# What is expected
Below are some records; quote exactly the lines from the one that contains "Emit a component" through the one that contains "const KITCHEN_VENT = 'レンジフード連動給気口", inclusive, and no others.

# Source records
start
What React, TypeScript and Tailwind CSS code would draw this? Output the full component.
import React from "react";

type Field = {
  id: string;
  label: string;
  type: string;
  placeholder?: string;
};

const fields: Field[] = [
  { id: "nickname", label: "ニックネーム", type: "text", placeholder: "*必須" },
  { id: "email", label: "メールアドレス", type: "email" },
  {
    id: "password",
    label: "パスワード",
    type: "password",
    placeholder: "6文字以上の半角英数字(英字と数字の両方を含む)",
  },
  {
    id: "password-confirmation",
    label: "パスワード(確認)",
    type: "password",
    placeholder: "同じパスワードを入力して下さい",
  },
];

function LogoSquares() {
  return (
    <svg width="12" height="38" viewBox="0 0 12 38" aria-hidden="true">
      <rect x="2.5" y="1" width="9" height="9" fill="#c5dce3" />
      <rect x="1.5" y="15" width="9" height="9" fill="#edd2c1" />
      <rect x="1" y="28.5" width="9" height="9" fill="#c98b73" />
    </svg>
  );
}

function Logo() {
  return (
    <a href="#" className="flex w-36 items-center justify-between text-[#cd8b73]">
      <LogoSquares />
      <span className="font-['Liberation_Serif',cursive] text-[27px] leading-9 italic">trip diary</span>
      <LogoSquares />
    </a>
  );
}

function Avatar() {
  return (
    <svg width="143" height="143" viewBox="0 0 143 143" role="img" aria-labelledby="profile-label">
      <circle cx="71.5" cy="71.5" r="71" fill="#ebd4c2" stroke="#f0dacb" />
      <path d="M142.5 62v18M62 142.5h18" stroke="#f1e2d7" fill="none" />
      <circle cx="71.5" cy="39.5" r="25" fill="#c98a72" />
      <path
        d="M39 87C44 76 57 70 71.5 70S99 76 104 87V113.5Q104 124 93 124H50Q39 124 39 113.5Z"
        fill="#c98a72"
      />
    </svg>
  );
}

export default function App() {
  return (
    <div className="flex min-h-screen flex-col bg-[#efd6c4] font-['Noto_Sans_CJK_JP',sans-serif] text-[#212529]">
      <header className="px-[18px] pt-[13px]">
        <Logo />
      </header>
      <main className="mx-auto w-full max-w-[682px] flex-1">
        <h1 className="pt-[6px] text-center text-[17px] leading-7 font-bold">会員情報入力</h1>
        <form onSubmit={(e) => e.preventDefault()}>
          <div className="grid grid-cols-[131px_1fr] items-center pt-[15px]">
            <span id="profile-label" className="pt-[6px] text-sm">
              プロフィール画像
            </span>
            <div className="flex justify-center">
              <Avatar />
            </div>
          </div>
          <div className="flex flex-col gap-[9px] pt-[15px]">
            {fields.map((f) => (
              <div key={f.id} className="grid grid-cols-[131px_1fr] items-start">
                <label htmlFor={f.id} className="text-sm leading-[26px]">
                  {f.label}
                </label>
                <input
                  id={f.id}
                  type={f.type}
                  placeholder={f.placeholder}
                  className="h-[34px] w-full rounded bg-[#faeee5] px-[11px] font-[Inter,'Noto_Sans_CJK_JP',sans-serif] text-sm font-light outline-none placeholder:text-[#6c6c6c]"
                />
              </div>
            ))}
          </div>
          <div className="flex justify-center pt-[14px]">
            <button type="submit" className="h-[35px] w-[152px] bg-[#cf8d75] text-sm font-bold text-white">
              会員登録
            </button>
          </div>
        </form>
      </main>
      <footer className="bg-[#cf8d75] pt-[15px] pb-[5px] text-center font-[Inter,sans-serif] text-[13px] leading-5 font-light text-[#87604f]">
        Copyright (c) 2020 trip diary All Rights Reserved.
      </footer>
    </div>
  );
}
end
start
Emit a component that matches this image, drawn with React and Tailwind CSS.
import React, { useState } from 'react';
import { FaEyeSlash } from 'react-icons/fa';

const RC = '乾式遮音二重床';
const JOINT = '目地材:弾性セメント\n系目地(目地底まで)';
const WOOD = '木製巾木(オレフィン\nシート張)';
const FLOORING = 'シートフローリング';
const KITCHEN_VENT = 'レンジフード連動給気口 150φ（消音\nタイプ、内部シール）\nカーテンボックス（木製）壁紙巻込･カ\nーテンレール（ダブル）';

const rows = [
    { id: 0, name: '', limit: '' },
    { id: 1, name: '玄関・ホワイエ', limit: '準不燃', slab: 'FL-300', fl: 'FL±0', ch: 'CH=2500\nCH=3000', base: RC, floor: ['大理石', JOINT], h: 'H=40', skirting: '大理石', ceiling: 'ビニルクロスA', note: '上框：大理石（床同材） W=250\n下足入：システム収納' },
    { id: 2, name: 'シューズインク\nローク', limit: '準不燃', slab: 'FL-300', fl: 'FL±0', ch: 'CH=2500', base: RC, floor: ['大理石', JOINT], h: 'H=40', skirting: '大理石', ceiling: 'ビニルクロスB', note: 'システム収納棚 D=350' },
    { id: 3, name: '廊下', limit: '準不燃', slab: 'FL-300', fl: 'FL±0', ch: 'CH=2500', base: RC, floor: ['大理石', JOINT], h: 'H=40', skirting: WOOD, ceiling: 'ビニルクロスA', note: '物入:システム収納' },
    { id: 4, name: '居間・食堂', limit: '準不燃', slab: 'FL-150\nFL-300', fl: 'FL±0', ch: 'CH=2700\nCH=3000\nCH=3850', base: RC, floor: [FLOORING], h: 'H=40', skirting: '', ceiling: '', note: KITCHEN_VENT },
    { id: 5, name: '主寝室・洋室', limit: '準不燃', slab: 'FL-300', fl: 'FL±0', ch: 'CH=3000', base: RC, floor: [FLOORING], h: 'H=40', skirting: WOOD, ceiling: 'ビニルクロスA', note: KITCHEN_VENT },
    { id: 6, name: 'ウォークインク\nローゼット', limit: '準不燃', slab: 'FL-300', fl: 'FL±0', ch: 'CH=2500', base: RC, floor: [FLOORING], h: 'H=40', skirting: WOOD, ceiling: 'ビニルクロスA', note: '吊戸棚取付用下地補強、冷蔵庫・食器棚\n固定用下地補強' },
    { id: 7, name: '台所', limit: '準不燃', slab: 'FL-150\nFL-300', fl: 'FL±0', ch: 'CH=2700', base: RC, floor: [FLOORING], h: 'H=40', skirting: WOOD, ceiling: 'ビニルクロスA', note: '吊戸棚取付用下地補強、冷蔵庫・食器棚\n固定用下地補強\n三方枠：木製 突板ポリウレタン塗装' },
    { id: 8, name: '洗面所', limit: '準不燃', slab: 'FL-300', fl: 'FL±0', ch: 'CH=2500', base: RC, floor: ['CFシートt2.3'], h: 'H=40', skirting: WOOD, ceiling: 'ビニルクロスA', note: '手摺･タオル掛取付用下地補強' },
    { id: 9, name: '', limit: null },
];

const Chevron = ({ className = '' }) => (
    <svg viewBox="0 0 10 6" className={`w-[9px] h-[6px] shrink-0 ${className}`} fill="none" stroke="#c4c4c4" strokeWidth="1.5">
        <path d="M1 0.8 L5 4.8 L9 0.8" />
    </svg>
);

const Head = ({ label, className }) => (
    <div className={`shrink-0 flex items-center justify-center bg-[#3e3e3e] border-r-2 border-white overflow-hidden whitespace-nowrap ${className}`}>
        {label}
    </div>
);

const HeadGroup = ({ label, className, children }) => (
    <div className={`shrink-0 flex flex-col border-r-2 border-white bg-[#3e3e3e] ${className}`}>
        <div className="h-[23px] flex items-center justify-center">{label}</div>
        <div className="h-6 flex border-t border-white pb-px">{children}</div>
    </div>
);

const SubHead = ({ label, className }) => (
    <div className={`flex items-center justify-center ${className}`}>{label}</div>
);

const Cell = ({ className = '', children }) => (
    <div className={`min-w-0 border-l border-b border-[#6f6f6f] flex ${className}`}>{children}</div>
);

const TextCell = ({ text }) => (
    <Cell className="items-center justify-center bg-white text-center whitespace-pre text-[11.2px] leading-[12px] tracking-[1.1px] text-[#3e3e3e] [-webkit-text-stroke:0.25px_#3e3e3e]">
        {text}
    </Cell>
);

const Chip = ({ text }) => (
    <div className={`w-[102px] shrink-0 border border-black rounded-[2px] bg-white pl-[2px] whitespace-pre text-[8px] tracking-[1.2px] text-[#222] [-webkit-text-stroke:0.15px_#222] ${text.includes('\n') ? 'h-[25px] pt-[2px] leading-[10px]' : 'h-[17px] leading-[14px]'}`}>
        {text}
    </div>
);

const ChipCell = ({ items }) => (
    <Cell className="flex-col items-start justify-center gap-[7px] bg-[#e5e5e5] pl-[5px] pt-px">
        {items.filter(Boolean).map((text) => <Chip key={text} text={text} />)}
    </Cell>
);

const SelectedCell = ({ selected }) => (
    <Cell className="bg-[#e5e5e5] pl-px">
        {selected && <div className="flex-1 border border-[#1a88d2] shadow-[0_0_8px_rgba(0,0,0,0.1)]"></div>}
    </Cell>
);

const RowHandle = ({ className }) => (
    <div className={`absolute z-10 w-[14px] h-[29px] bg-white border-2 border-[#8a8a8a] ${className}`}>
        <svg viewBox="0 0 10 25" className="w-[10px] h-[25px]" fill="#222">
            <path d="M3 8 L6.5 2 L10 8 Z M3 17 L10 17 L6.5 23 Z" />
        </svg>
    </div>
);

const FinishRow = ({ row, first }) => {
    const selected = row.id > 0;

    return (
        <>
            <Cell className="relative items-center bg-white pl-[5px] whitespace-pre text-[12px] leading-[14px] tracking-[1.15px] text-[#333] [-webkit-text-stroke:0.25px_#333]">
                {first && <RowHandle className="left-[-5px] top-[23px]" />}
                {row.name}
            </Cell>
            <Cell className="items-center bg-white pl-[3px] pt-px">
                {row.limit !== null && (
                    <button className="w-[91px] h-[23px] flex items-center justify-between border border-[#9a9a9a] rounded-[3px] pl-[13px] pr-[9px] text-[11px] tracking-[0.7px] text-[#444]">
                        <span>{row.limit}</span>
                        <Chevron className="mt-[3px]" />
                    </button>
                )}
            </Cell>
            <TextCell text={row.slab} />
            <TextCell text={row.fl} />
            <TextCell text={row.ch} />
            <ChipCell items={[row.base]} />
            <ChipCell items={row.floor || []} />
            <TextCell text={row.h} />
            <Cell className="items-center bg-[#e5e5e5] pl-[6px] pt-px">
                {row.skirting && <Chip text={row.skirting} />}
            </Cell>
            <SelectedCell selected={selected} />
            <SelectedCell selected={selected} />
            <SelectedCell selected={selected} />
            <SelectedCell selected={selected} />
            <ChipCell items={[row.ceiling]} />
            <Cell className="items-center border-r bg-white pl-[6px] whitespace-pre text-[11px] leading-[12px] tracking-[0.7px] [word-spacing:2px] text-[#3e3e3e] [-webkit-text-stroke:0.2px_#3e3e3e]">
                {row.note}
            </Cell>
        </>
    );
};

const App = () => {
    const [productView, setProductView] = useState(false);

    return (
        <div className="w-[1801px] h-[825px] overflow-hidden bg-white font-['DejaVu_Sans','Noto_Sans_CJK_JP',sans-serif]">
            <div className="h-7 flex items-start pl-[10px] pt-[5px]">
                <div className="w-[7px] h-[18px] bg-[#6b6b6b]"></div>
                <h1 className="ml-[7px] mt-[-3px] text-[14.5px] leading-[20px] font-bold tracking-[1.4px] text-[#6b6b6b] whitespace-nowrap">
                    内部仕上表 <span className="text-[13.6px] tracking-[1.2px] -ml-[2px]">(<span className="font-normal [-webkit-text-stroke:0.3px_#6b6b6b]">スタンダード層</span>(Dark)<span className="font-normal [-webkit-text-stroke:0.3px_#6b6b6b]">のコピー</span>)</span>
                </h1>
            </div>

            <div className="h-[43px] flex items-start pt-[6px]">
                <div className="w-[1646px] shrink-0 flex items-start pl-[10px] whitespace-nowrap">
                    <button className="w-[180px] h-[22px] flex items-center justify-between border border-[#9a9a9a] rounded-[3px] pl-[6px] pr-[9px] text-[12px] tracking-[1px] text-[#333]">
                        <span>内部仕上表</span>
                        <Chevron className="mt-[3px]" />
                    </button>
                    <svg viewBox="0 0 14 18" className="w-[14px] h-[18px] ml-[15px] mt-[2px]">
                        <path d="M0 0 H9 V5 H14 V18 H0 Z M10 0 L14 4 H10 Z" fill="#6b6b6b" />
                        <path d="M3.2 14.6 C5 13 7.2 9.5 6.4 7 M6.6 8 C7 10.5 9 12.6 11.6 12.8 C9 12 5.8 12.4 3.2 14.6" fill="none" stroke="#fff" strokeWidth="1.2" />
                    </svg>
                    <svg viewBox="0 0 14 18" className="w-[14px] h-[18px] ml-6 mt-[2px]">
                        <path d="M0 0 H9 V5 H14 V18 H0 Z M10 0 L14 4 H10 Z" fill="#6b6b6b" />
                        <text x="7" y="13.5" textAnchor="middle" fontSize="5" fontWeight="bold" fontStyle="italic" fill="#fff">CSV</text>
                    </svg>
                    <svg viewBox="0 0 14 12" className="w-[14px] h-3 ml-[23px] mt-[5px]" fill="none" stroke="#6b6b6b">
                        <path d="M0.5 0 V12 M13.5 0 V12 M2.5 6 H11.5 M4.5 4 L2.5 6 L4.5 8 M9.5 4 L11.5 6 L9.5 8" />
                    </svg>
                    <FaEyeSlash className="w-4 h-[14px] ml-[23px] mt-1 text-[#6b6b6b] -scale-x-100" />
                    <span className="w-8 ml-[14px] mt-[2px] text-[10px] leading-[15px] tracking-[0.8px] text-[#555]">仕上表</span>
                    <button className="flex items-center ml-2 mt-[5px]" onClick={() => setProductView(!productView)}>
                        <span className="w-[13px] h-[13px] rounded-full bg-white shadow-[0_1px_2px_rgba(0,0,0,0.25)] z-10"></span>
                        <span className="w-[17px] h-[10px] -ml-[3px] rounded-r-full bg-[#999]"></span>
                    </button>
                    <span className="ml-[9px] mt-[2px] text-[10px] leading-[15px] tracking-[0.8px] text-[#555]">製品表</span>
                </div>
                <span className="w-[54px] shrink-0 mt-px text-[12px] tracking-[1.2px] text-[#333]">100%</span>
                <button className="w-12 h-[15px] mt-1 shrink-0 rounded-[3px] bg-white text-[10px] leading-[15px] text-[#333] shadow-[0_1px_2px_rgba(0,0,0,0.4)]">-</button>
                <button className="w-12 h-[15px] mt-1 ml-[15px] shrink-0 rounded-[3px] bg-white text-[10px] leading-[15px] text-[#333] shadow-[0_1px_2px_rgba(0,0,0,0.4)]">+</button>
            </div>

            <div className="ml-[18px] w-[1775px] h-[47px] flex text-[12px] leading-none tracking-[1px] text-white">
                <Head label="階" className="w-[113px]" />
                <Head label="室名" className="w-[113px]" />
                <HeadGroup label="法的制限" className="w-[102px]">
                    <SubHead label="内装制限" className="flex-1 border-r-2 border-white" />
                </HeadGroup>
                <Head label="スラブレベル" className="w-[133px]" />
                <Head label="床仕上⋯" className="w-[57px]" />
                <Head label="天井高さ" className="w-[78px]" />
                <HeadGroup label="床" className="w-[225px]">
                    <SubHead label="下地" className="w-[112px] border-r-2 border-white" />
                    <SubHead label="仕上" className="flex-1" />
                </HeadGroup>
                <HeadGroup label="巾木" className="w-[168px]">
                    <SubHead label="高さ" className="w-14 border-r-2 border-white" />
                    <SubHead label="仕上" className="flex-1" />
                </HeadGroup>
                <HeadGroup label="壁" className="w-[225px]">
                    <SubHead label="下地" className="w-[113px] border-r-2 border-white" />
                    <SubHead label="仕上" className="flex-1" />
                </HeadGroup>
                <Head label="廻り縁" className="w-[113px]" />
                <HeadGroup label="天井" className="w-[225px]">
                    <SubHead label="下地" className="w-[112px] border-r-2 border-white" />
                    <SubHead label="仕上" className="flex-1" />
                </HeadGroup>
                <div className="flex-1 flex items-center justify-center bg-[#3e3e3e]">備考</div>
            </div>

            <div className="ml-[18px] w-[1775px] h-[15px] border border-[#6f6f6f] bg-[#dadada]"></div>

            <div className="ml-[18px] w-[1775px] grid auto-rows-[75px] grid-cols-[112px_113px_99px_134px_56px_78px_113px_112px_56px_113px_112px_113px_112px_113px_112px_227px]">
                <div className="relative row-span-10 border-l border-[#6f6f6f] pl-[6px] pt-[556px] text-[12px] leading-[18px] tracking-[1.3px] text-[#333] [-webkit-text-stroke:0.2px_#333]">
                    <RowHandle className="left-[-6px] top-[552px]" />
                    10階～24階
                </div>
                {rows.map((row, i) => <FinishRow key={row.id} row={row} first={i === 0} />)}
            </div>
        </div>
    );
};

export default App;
end
# Reply
Emit a component that matches this image, drawn with React and Tailwind CSS.
import React, { useState } from 'react';
import { FaEyeSlash } from 'react-icons/fa';

const RC = '乾式遮音二重床';
const JOINT = '目地材:弾性セメント\n系目地(目地底まで)';
const WOOD = '木製巾木(オレフィン\nシート張)';
const FLOORING = 'シートフローリング';
const KITCHEN_VENT = 'レンジフード連動給気口 150φ（消音\nタイプ、内部シール）\nカーテンボックス（木製）壁紙巻込･カ\nーテンレール（ダブル）';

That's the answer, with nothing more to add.